Tak wiec misja to jest jeden z głównych celów istnienia kościoła i sensu naszej chrześcijańskiej służby na ziemi.
Pewnie wielu z nas słyszało lub oglądało taki film jak mission impossible – niewykonalna, niemożliwa misja z popularnym aktorem Tom Cruise, gdzie bohater ratuje świat. Patrzymy na taki film na tego aktora i podziwiamy tego człowieka za przyjęcie misji i wszelkie związane z nią ryzyko. Prawda jest taka, że ​​zazdrościmy temu człowiekowi, ponieważ jest on gotowy przeżyć swoje życie na krawędzi i wykorzystać je, by doświadczyć coś wyjątkowego. Jest gotowy podjąć ryzyko, aby mógł być bohaterem, który ratuje życie ludzi przed wrogiem.

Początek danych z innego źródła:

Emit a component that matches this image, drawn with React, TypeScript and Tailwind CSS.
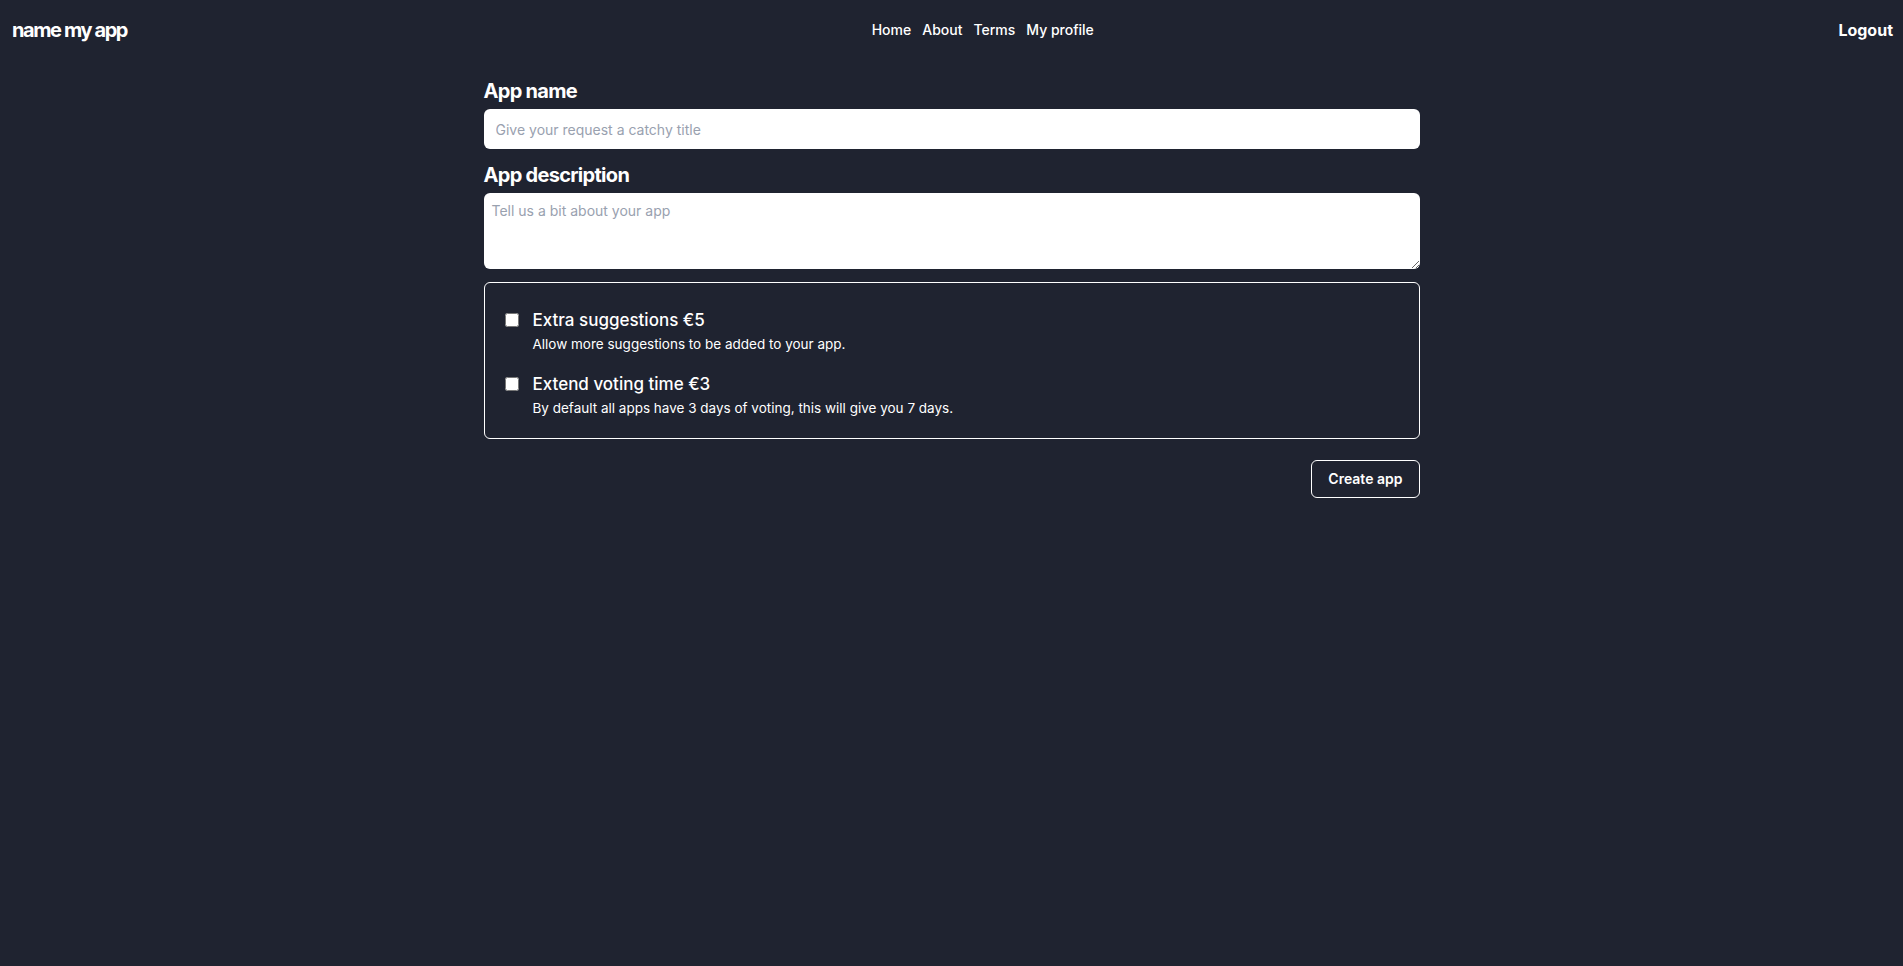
import React, { useState } from "react";

const navLinks = ["Home", "About", "Terms", "My profile"];

const extras = [
  {
    id: "suggestions",
    title: "Extra suggestions €5",
    description: "Allow more suggestions to be added to your app.",
  },
  {
    id: "voting",
    title: "Extend voting time €3",
    description: "By default all apps have 3 days of voting, this will give you 7 days.",
  },
];

export default function App() {
  const [name, setName] = useState("");
  const [description, setDescription] = useState("");
  const [selected, setSelected] = useState<Record<string, boolean>>({});

  return (
    <div className="min-h-screen bg-[#1f2330] text-white font-['Inter','Liberation_Sans',sans-serif]">
      <header className="flex items-center justify-between h-[60px] pl-3 pr-2.5">
        <a href="#" className="text-[20px] font-bold tracking-[-0.07em] leading-7">
          name my app
        </a>
        <nav className="flex items-center gap-[11px] text-sm font-medium">
          {navLinks.map((link) => (
            <a key={link} href="#">
              {link}
            </a>
          ))}
        </nav>
        <button className="text-base font-bold">Logout</button>
      </header>

      <main className="mx-auto max-w-[936px] pt-[17px]">
        <form onSubmit={(e) => e.preventDefault()}>
          <label htmlFor="name" className="block text-xl font-bold leading-7 tracking-[-0.035em] mb-1">
            App name
          </label>
          <input
            id="name"
            value={name}
            onChange={(e) => setName(e.target.value)}
            placeholder="Give your request a catchy title"
            className="block w-full h-10 rounded-md bg-white px-3 text-sm text-gray-900 placeholder:text-gray-400 outline-none"
          />

          <label htmlFor="description" className="block text-xl font-bold leading-7 tracking-[-0.035em] mt-3 mb-1">
            App description
          </label>
          <textarea
            id="description"
            value={description}
            onChange={(e) => setDescription(e.target.value)}
            placeholder="Tell us a bit about your app"
            className="block w-full h-[76px] rounded-md bg-white px-2 py-2 text-sm text-gray-900 placeholder:text-gray-400 outline-none"
          />

          <div className="mt-[13px] rounded-md border border-white px-5 pt-[25px] pb-[20px] flex flex-col gap-[18px]">
            {extras.map((extra) => (
              <label key={extra.id} className="flex items-start gap-[14px] cursor-pointer">
                <input
                  type="checkbox"
                  checked={!!selected[extra.id]}
                  onChange={(e) => setSelected({ ...selected, [extra.id]: e.target.checked })}
                  className="mt-[5px] w-[14px] h-[14px] shrink-0"
                />
                <div>
                  <p className="text-[17px] font-medium leading-6">{extra.title}</p>
                  <p className="text-[13.5px] leading-5 mt-[2px]">{extra.description}</p>
                </div>
              </label>
            ))}
          </div>

          <div className="flex justify-end mt-[21px]">
            <button type="submit" className="h-[38px] rounded-md border border-white px-4 text-sm font-semibold">
              Create app
            </button>
          </div>
        </form>
      </main>
    </div>
  );
}
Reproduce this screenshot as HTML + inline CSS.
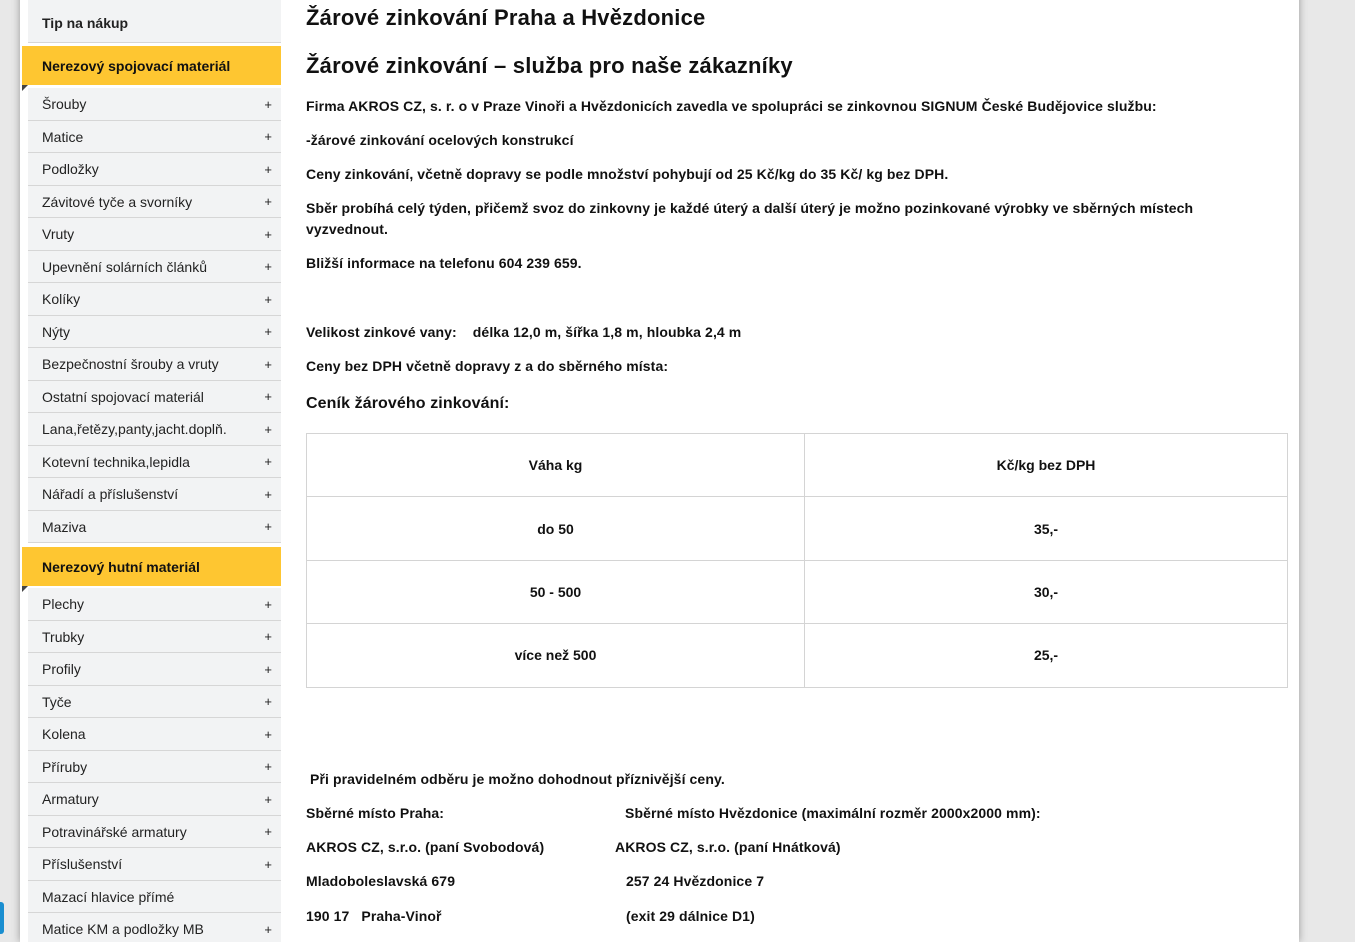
<!DOCTYPE html>
<html style="overflow:hidden;height:942px"><head><meta charset="utf-8"><style>
*{margin:0;padding:0;box-sizing:border-box}
body{width:1355px;height:942px;overflow:hidden;background:#e8e8e8;font-family:"Liberation Sans",sans-serif;color:#111;position:relative}
#wrap{position:absolute;left:20px;top:-10px;width:1279px;height:952px;background:#fff;box-shadow:0 0 8px rgba(0,0,0,.35)}
.it{position:absolute;left:28px;width:253px;background:#f2f3f4;border-bottom:1px solid #d6d6d6;font-size:14px;color:#222;padding-left:14px;display:flex;align-items:center}
.it span{position:absolute;right:9px;font-size:13px}
.y{position:absolute;left:22px;width:259px;background:#fec631;font-weight:bold;font-size:14px;padding-left:20px;display:flex;align-items:center}
.y:after{content:"";position:absolute;left:0;bottom:-6px;border-top:6px solid #444;border-right:6px solid transparent}
.t{position:absolute;left:306px;font-size:14px;font-weight:bold;white-space:nowrap;letter-spacing:0.1px}
h1,h2{position:absolute;left:306px;font-size:22px;white-space:nowrap;letter-spacing:0.2px}
table{position:absolute;left:306px;top:433px;width:982px;border-collapse:collapse}
td{border:1px solid #d4d4d4;height:63.4px;text-align:center;font-size:14px;font-weight:bold}
</style></head><body>
<div id="wrap"></div>
<div style="position:absolute;left:0;top:902px;width:4px;height:32px;background:#1a8ed0;border-radius:0 3px 3px 0"></div>
<div class="it" style="top:0;height:43px;font-weight:bold;font-size:14px;padding-top:3px">Tip na nákup</div>
<div class="y" style="top:46px;height:39px">Nerezový spojovací materiál</div>
<div class="y" style="top:547px;height:39px">Nerezový hutní materiál</div>
<script>
function L(items,start,step){let h='';items.forEach((s,i)=>{let p=s.endsWith('!')?'':'<span>+</span>';s=s.replace('!','');h+=`<div class="it" style="top:${(start+i*step).toFixed(1)}px;height:${step}px;padding-top:1px">${s}${p}</div>`});document.write(h)}
L(["Šrouby","Matice","Podložky","Závitové tyče a svorníky","Vruty","Upevnění solárních článků","Kolíky","Nýty","Bezpečnostní šrouby a vruty","Ostatní spojovací materiál","Lana,řetězy,panty,jacht.doplň.","Kotevní technika,lepidla","Nářadí a příslušenství","Maziva"],88,32.5);
L(["Plechy","Trubky","Profily","Tyče","Kolena","Příruby","Armatury","Potravinářské armatury","Příslušenství","Mazací hlavice přímé!","Matice KM a podložky MB"],588,32.5);
</script>
<h1 style="top:5px">Žárové zinkování Praha a Hvězdonice</h1>
<h2 style="top:53px">Žárové zinkování – služba pro naše zákazníky</h2>
<div class="t" style="top:98px">Firma AKROS CZ, s. r. o v Praze Vinoři a Hvězdonicích zavedla ve spolupráci se zinkovnou SIGNUM České Budějovice službu:</div>
<div class="t" style="top:132px">-žárové zinkování ocelových konstrukcí</div>
<div class="t" style="top:166px">Ceny zinkování, včetně dopravy se podle množství pohybují od 25 Kč/kg do 35 Kč/ kg bez DPH.</div>
<div class="t" style="top:200px">Sběr probíhá celý týden, přičemž svoz do zinkovny je každé úterý a další úterý je možno pozinkované výrobky ve sběrných místech</div>
<div class="t" style="top:221px">vyzvednout.</div>
<div class="t" style="top:255px">Bližší informace na telefonu 604 239 659.</div>
<div class="t" style="top:324px">Velikost zinkové vany: &nbsp;&nbsp; délka 12,0 m, šířka 1,8 m, hloubka 2,4 m</div>
<div class="t" style="top:358px">Ceny bez DPH včetně dopravy z a do sběrného místa:</div>
<div class="t" style="top:395px;font-size:16px">Ceník žárového zinkování:</div>
<table>
<tr><td style="width:498px">Váha kg</td><td>Kč/kg bez DPH</td></tr>
<tr><td>do 50</td><td>35,-</td></tr>
<tr><td>50 - 500</td><td>30,-</td></tr>
<tr><td>více než 500</td><td>25,-</td></tr>
</table>
<div class="t" style="top:771px;left:310px">Při pravidelném odběru je možno dohodnout příznivější ceny.</div>
<div class="t" style="top:805px">Sběrné místo Praha:</div>
<div class="t" style="top:805px;left:625px">Sběrné místo Hvězdonice (maximální rozměr 2000x2000 mm):</div>
<div class="t" style="top:839px">AKROS CZ, s.r.o. (paní Svobodová)</div>
<div class="t" style="top:839px;left:615px">AKROS CZ, s.r.o. (paní Hnátková)</div>
<div class="t" style="top:873px">Mladoboleslavská 679</div>
<div class="t" style="top:873px;left:626px">257 24 Hvězdonice 7</div>
<div class="t" style="top:908px">190 17 &nbsp; Praha-Vinoř</div>
<div class="t" style="top:908px;left:626px">(exit 29 dálnice D1)</div>
</body></html>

Dzisiaj każdy z nas może być prawdziwym bohaterem, każdy z nas może dzisiaj uczynić to samo dla Pana Jezusa i ludzi wokół was. Możemy wyratować ludzi od piekła i władzy szatana i przyprowadzić ich do Boga. Po prostu musimy być gotowi podjąć ryzyko - zaakceptuj misję - wydostań się ze strefy swojego komfortu i prawdziwie służ dalej Panu Jezusowi ze świadomością, że istniejemy dla misji.

 Podsumowując
1.      Zdaniem chrześcijan jest czynić uczniów przez to, że są dostępni dla Pana w tej pracy.
2.      Po drugie, by to było możliwe w naszym życiu należy uznać, że Jezus Chrystus jest Królem Królów i Panem Panów i do Niego należy wszelka moc i władza. Tylko świadomość takiego autorytetu naszego Zbawiciela pozwoli nam, bez obaw wykonywać Jego dzieło.
3.      Po trzecie, należy pójść, iść, ruszyć się ze swego miejsca i dzielić się ewangelią z tymi którzy są wokół nas.
4.      Po czwarte, gdy uczniowie się nawrócą należy ich chrzcić, by mogli wyznać Jezusa swoim Panem i stać się częścią wspólnoty, gdzie będą mogli się rozwijać
5.      I po piąte, uczyć uczniów przestrzegać przykazań Pana Jezusa, by mogli się rozwijać, dojść do dojrzałości i być wiernymi Panu Jezusowi do końca życia.